Şöyle ki; yörede ilk orman kadastrosu 1948 yılında 3116 sayılı Kanun hükümlerine göre yapılmış ve kesinleşmiş olup, hükme esas alınan orman bilirkişi raporunda çekişmeli taşınmazın tahdide göre orman sınırları dışında kaldığı belirtilmiş ise de rapor ekinde yer alan çakıştırmaya göre aslında 1948 yılında yapılan tahdidin incelenmediği, 1975 yılında yapılan 1744 sayılı Kanunla değişik 2.madde uygulamasına göre taşınmazın konumunun belirlendiği anlaşılmış olup, bu haliyle bilirkişi raporu hüküm kurmaya elverişli görülmemiştir.
Bu nedenle; öncelikle mahkemece yörede yapılan bütün orman tahdit, aplikasyon, 2.madde ve 2/B madde çalışmalarına ilişkin, işe başlama, işi bitirme, çalışma tutanakları ile askı ilân tutanakları ve orman tahdit haritaları ile aplikasyon ve 2/B madde haritalarının orjinalinden çekilmiş renkli fotokopi örneği yerel Orman Yönetiminden temin edilmeli, Orman Yönetimine yörede 1975 yılında yapılan 1744 sayılı Kanunla değişik 2. madde uygulamalarının iptal edilip edilmediği sorularak iptal edilmişse buna ilişkin belgeler ve mahkeme dava dosyası celbedilmeli, ayrıca yörede 3402 sayılı Kanunun Ek-4.maddesi kapsamında kullanım kadastrosu çalışmalarının da yapılıp yapılmadığı ilgili yerlerden sorularak saptanmalı ve getirtilen tüm bu belgeler sonrasında mahkemece, önceki bilirkişiler dışında bu konuda uzman serbest orman mühendisleri arasından seçilecek bir orman mühendisi, bir harita mühendisi ve bir ziraat mühendisinden oluşturulacak üç kişilik bilirkişi kurulu aracılığıyla yeniden yapılacak keşifte, kesinleşmiş orman kadastrosu, varsa aplikasyon ve 2/B madde haritaları ile tapulama paftası ölçekleri denkleştirilip birbiri üzerine aplike edilerek değişik açı ve uzaklıklardaki en az 6-7 adet orman sınır noktası bulunup röperlenmeli ve çekişmeli taşınmaz ile çevresinin kesinleşmiş orman kadastrosu, aplikasyon, 2/B madde haritalarına göre konumu genel kadastro paftası üzerinde, ayrı renkli kalemlerle çizilip gösterilecek şekilde kendilerinden müşterek imzalı krokili rapor alınmalı, raporlarında yörede kullanım kadastro çalışmaları yapılmış ise çekişmeli taşınmaz hakkında ne gibi bir işlem yapıldığı, tutanak düzenlenip düzenlenmediği hususunda açıklama yapmaları istenmeli ve oluşacak sonuca göre bir karar verilmelidir. Şayet çekişmeli taşınmazın 1948 yılında yapılıp kesinleşen orman kadastrosuna göre orman sınırları içinde kaldığı belirlenir ise orman sayılan yerlerin zilyetlikle iktisap edilemeyeceği gözetilerek davacının davasının reddine karar verilmelidir.

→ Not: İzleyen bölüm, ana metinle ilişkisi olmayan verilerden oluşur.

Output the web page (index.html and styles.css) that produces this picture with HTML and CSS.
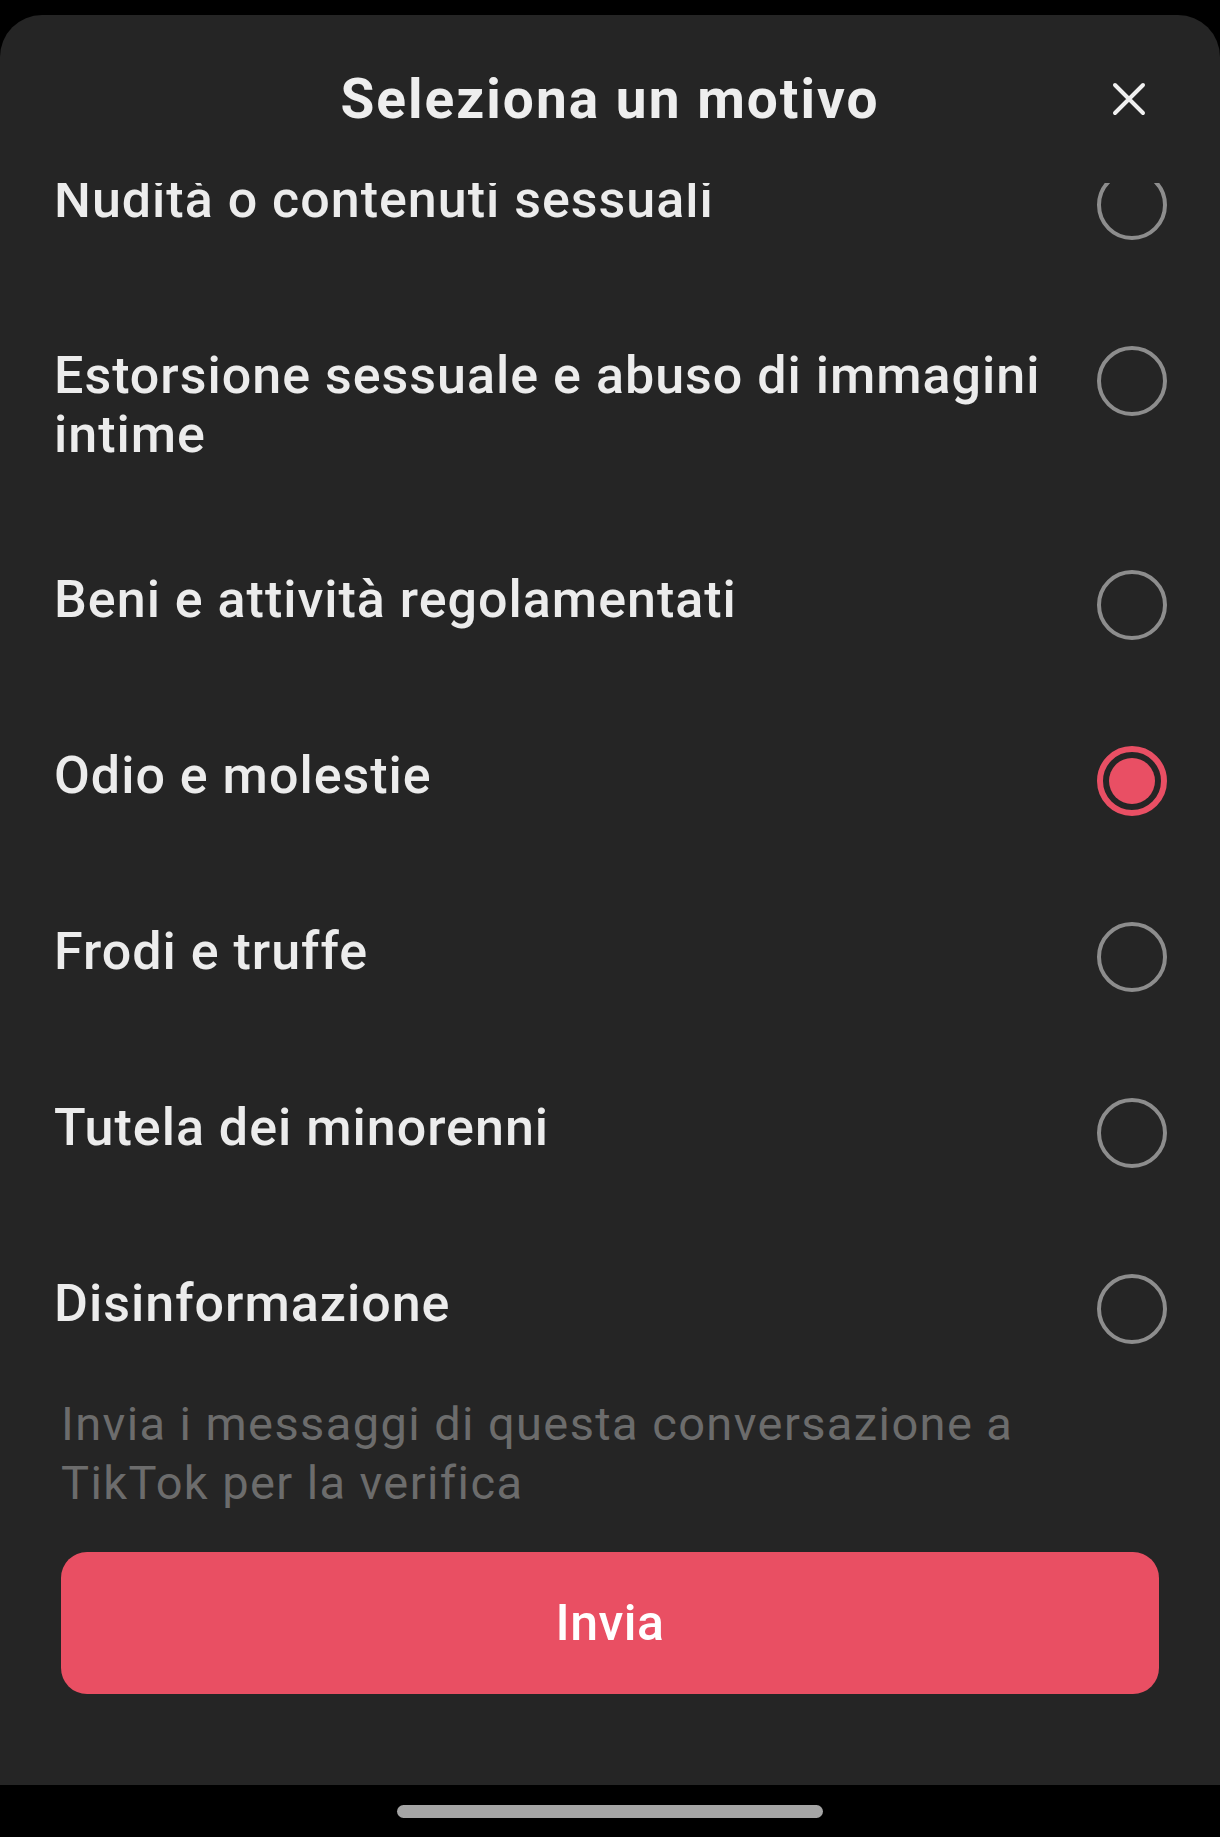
FILE: index.html
```html
<!DOCTYPE html>
<html lang="it">
<head>
    <meta charset="UTF-8">
    <meta name="viewport" content="width=device-width, initial-scale=1.0">
    <title>Seleziona un motivo</title>
    <link rel="stylesheet" href="styles.css">
</head>
<body>
    <div class="screen">
        <div class="sheet">
            <div class="sheet-header">
                <span></span>
                <h1>Seleziona un motivo</h1>
                <button class="close-btn" aria-label="Chiudi">
                    <svg width="34" height="34" viewBox="0 0 34 34">
                        <path d="M3 3 L31 31 M31 3 L3 31" stroke="#f0f0f0" stroke-width="4" stroke-linecap="round"/>
                    </svg>
                </button>
            </div>

            <!-- lista motivi (scrollata) -->
            <div class="reason-scroll">
                <ul class="reason-list">
                    <li class="reason"><span class="reason-label">Nudità o contenuti sessuali</span><span class="radio"></span></li>
                    <li class="reason"><span class="reason-label">Estorsione sessuale e abuso di immagini intime</span><span class="radio"></span></li>
                    <li class="reason"><span class="reason-label">Beni e attività regolamentati</span><span class="radio"></span></li>
                    <li class="reason"><span class="reason-label">Odio e molestie</span><span class="radio selected"></span></li>
                    <li class="reason"><span class="reason-label">Frodi e truffe</span><span class="radio"></span></li>
                    <li class="reason"><span class="reason-label">Tutela dei minorenni</span><span class="radio"></span></li>
                    <li class="reason"><span class="reason-label">Disinformazione</span><span class="radio"></span></li>
                </ul>
            </div>

            <div class="sheet-footer">
                <p class="note">Invia i messaggi di questa conversazione a TikTok per la verifica</p>
                <button class="submit-btn">Invia</button>
            </div>
        </div>
        <div class="home-area">
            <div class="home-indicator"></div>
        </div>
    </div>
</body>
</html>
```

FILE: styles.css
```css
body {
    margin: 0;
    padding: 0;
    background-color: #000;
    font-family: Roboto, "Noto Sans", Arial, sans-serif;
}

.screen {
    height: 1837px;
    display: flex;
    flex-direction: column;
    padding-top: 15px;
    box-sizing: border-box;
}

.sheet {
    height: 1770px;
    background-color: #252525;
    border-radius: 42px 42px 0 0;
    display: flex;
    flex-direction: column;
    overflow: hidden;
}

.sheet-header {
    height: 168px;
    flex-shrink: 0;
    display: grid;
    grid-template-columns: 1fr auto 1fr;
    align-items: center;
    padding: 0 74px;
    box-sizing: border-box;
}

.sheet-header h1 {
    margin: 0;
    font-size: 55px;
    font-weight: 700;
    letter-spacing: 2px;
    color: #eeeeee;
}

.close-btn {
    justify-self: end;
    background: none;
    border: none;
    padding: 0;
    width: 34px;
    height: 34px;
    display: flex;
}

.reason-scroll {
    height: 1211px;
    flex-shrink: 0;
    overflow: hidden;
}

.reason-list {
    list-style-type: none;
    margin: -66px 0 0;
    padding: 0;
}

.reason {
    display: flex;
    align-items: flex-start;
    gap: 40px;
    padding: 53px 53px 53px 54px;
}

.reason-label {
    flex: 1;
    font-size: 52px;
    font-weight: 500;
    letter-spacing: 1px;
    line-height: 59px;
    color: #ececec;
    min-height: 70px;
}

.radio {
    width: 70px;
    height: 70px;
    flex-shrink: 0;
    box-sizing: border-box;
    border: 4px solid #8d8d8d;
    border-radius: 50%;
}

.radio.selected {
    border: 6px solid #e94f64;
    padding: 6px;
    background-color: #e94f64;
    background-clip: content-box;
}

.sheet-footer {
    padding: 0 61px;
}

.note {
    margin: 0;
    font-size: 47px;
    letter-spacing: 1.4px;
    line-height: 59px;
    color: #6c6c6c;
}

.submit-btn {
    display: block;
    width: 100%;
    height: 142px;
    margin-top: 40px;
    border: none;
    border-radius: 26px;
    background-color: #e94f63;
    color: #fff;
    font-family: inherit;
    font-size: 50px;
    font-weight: 500;
    letter-spacing: 0.5px;
}

.home-area {
    flex: 1;
    display: flex;
    justify-content: center;
    padding-top: 20px;
}

.home-indicator {
    width: 426px;
    height: 13px;
    border-radius: 7px;
    background-color: #a5a5a5;
}
```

Açıklanan hususlar gözetilmeksizin, eksik inceleme ve yetersiz bilirkişi raporlarına dayanılarak yazılı biçimde hüküm kurulması usûl ve kanuna aykırıdır.
SONUÇ: Yukarıda açıklanan gerekçelerle davalı Hazinenin temyiz itirazlarının kabulü ile hükmün BOZULMASINA 13/02/2018 gününde oy birliği ile karar verildi.